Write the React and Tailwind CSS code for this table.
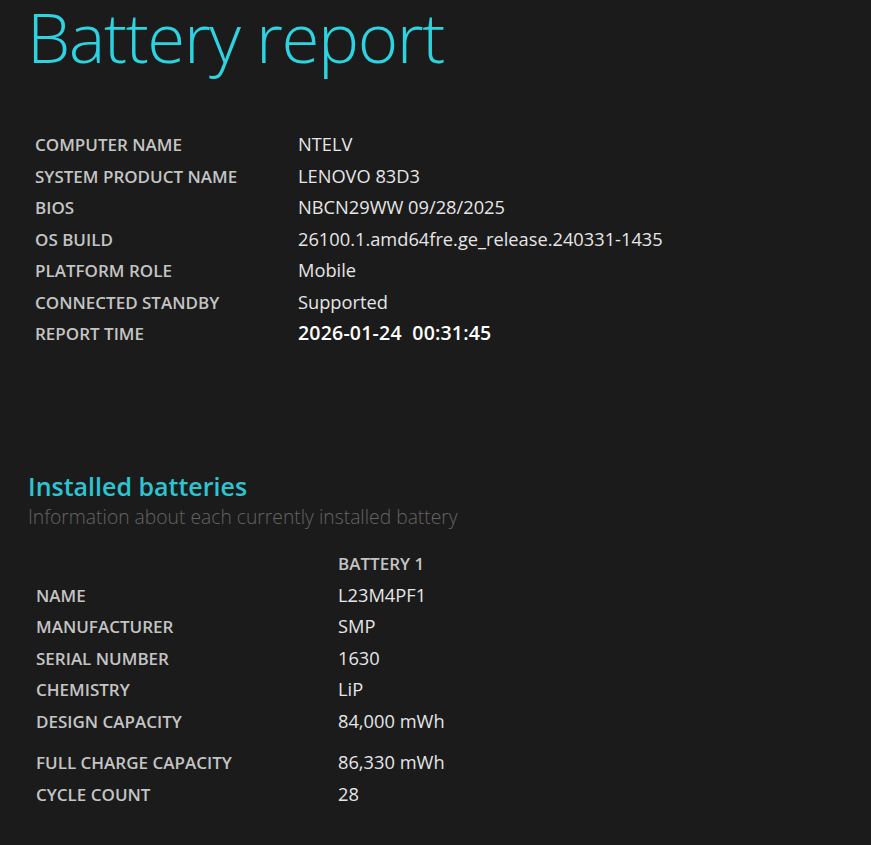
import React from 'react';

const systemInfo = [
  ['COMPUTER NAME', 'NTELV'],
  ['SYSTEM PRODUCT NAME', 'LENOVO 83D3'],
  ['BIOS', 'NBCN29WW 09/28/2025'],
  ['OS BUILD', '26100.1.amd64fre.ge_release.240331-1435'],
  ['PLATFORM ROLE', 'Mobile'],
  ['CONNECTED STANDBY', 'Supported'],
];

const batteryInfo = [
  ['NAME', 'L23M4PF1'],
  ['MANUFACTURER', 'SMP'],
  ['SERIAL NUMBER', '1630'],
  ['CHEMISTRY', 'LiP'],
  ['DESIGN CAPACITY', '84,000 mWh'],
];

const Row = ({ label, value, valueCls = 'text-[18.25px] font-normal text-[#e6e6e6]', labelW = 'w-[263px]' }) => (
  <div className="flex items-baseline h-[31.5px] leading-[31.5px]">
    <div className={`${labelW} shrink-0 text-[17px] font-semibold text-[#c4c4c4]`}>{label}</div>
    <div className={valueCls}>{value}</div>
  </div>
);

export default function App() {
  return (
    <div
      className="min-h-screen w-full bg-[#1b1b1b] overflow-hidden"
      style={{ fontFamily: '"Open Sans", "Noto Sans", sans-serif' }}
    >
      {/* Title */}
      <h1 className="pl-[27px] pt-[6px] text-[69px] font-light leading-[60px] text-[#2cd3e1] tracking-[-1.4px]">
        Battery report
      </h1>

      {/* System info */}
      <div className="pl-[35px] pt-[62px]">
        {systemInfo.map(([l, v]) => (
          <Row key={l} label={l} value={v} />
        ))}
        <Row
          label="REPORT TIME"
          value={<span>2026-01-24&nbsp;&nbsp;00:31:45</span>}
          valueCls="text-[19.5px] font-semibold text-white tracking-[0.2px]"
        />
      </div>

      {/* Installed batteries */}
      <div className="pl-[28px] pt-[121px]">
        <h2 className="text-[25px] font-semibold leading-[32px] text-[#2cc5d3]">Installed batteries</h2>
        <p className="mt-[3px] text-[19.3px] font-light leading-[24px] text-[#636363]">
          Information about each currently installed battery
        </p>
      </div>

      <div className="pl-[36px] pt-[19px]">
        <div className="flex items-baseline h-[31px] leading-[31px]">
          <div className="w-[302px] shrink-0" />
          <div className="text-[17px] font-semibold text-[#c4c4c4]">BATTERY 1</div>
        </div>
        {batteryInfo.map(([l, v]) => (
          <Row key={l} label={l} value={v} labelW="w-[302px]" />
        ))}
        <div className="h-[10px]" />
        <Row label="FULL CHARGE CAPACITY" value="86,330 mWh" labelW="w-[302px]" />
        <Row label="CYCLE COUNT" value="28" labelW="w-[302px]" />
      </div>
    </div>
  );
}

=======

### [YOUR INSTRUCTIONS]
Extract the full listing exactly, with the pictures left out.

### [EXERCISE RESULT]
Write the React and Tailwind CSS code for this table.
import React from 'react';

const systemInfo = [
  ['COMPUTER NAME', 'NTELV'],
  ['SYSTEM PRODUCT NAME', 'LENOVO 83D3'],
  ['BIOS', 'NBCN29WW 09/28/2025'],
  ['OS BUILD', '26100.1.amd64fre.ge_release.240331-1435'],
  ['PLATFORM ROLE', 'Mobile'],
  ['CONNECTED STANDBY', 'Supported'],
];

const batteryInfo = [
  ['NAME', 'L23M4PF1'],
  ['MANUFACTURER', 'SMP'],
  ['SERIAL NUMBER', '1630'],
  ['CHEMISTRY', 'LiP'],
  ['DESIGN CAPACITY', '84,000 mWh'],
];

const Row = ({ label, value, valueCls = 'text-[18.25px] font-normal text-[#e6e6e6]', labelW = 'w-[263px]' }) => (
  <div className="flex items-baseline h-[31.5px] leading-[31.5px]">
    <div className={`${labelW} shrink-0 text-[17px] font-semibold text-[#c4c4c4]`}>{label}</div>
    <div className={valueCls}>{value}</div>
  </div>
);

export default function App() {
  return (
    <div
      className="min-h-screen w-full bg-[#1b1b1b] overflow-hidden"
      style={{ fontFamily: '"Open Sans", "Noto Sans", sans-serif' }}
    >
      {/* Title */}
      <h1 className="pl-[27px] pt-[6px] text-[69px] font-light leading-[60px] text-[#2cd3e1] tracking-[-1.4px]">
        Battery report
      </h1>

      {/* System info */}
      <div className="pl-[35px] pt-[62px]">
        {systemInfo.map(([l, v]) => (
          <Row key={l} label={l} value={v} />
        ))}
        <Row
          label="REPORT TIME"
          value={<span>2026-01-24&nbsp;&nbsp;00:31:45</span>}
          valueCls="text-[19.5px] font-semibold text-white tracking-[0.2px]"
        />
      </div>

      {/* Installed batteries */}
      <div className="pl-[28px] pt-[121px]">
        <h2 className="text-[25px] font-semibold leading-[32px] text-[#2cc5d3]">Installed batteries</h2>
        <p className="mt-[3px] text-[19.3px] font-light leading-[24px] text-[#636363]">
          Information about each currently installed battery
        </p>
      </div>

      <div className="pl-[36px] pt-[19px]">
        <div className="flex items-baseline h-[31px] leading-[31px]">
          <div className="w-[302px] shrink-0" />
          <div className="text-[17px] font-semibold text-[#c4c4c4]">BATTERY 1</div>
        </div>
        {batteryInfo.map(([l, v]) => (
          <Row key={l} label={l} value={v} labelW="w-[302px]" />
        ))}
        <div className="h-[10px]" />
        <Row label="FULL CHARGE CAPACITY" value="86,330 mWh" labelW="w-[302px]" />
        <Row label="CYCLE COUNT" value="28" labelW="w-[302px]" />
      </div>
    </div>
  );
}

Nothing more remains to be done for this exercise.